Many Vermonters are rightfully concerned about the impacts of money in politics and the effect the Supreme Court’s Citizen’s United decision has on our government. However, there’s another perhaps equally concerning battle going on right now that pits consumers against the same sophisticated corporations many of us feel are unfairly influencing politics.

The battle has to do with an obscure contractual provision called an “arbitration clause.” On the surface, they don’t sound all that bad – they simply require that parties to a contract settle any disputes outside of court. However, several years ago the U.S. Supreme Court decided a series of cases that dismissed lawsuits in which consumers alleged illegal corporate behavior. They did so on the grounds that arbitration clauses in the contracts foreclosed the consumers’ ability to sue in court.

The First Amendment protects our right to petition the government for a redress of grievances. Typically, we associate this right with our ability to organize, advocate and lobby our government. However, the First Amendment also protects our right to seek redress through the courts - to sue if we’ve been wronged.

But since the Supreme Court’s decisions upholding arbitration clauses despite alleged illegal corporate behavior, we’ve seen a sharp increase in the number of companies making these clauses standard in their contracts. From credit card and cell phone agreements to employment contracts, these arbitration clauses are becoming so widespread that consumers have virtually no choice but to agree to them. This means consumers lack access to the courts to petition for redress – even if a company engages in patently illegal behavior. This is a serious problem – perhaps even on the order of Citizen’s United.

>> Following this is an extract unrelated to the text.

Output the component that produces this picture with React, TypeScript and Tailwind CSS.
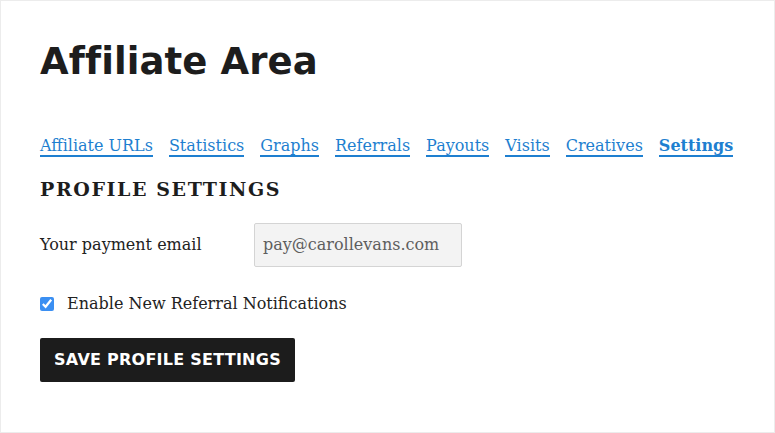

And to address it, Senator Leahy has introduced the Restoring Statutory Rights Act, to reinstate the ability of people to seek redress in court for violations of state, federal or constitutional law. Under the proposed legislation, an arbitration agreement can only block a consumer’s access to court if the arbitration agreement is signed after the dispute has arisen. This provision protects consumers from being coerced into signing contracts with arbitration clauses and effectively means fewer disputes will end up in arbitration.

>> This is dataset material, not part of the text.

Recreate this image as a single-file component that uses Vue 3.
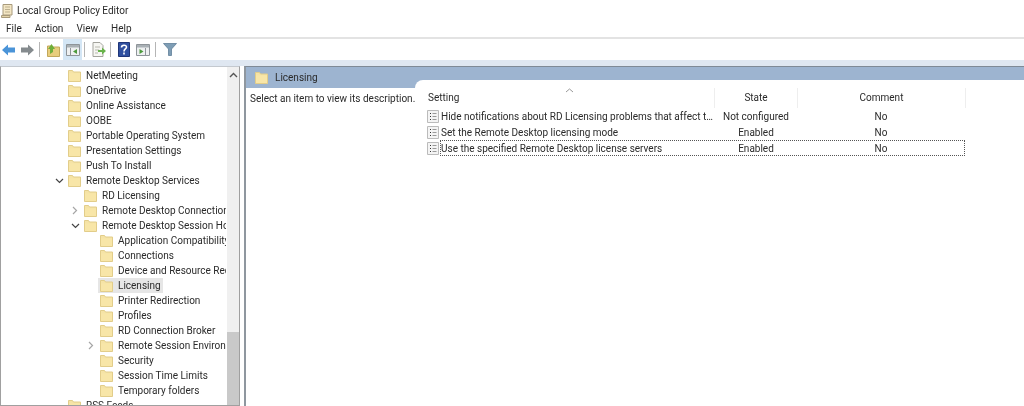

This legislation goes a long way to righting the wrongs caused by the U.S. Supreme Court’s decisions. It puts all of us back where we belong, on equal footing with the sophisticated corporations whose contracts we are forced to sign in order to function in our society. While there are powerful interests arrayed against the legislation, Senator Leahy deserves credit for speaking up about fairness in contractual agreements and helping to protect our right to petition the government for a redress of grievances.

Jared Carter teaches legal activism, legal writing and appellate advocacy at Vermont Law School. He also directs the Vermont Community Law Center, a non-profit legal services organization focused on social justice, constitutional rights and consumer protection.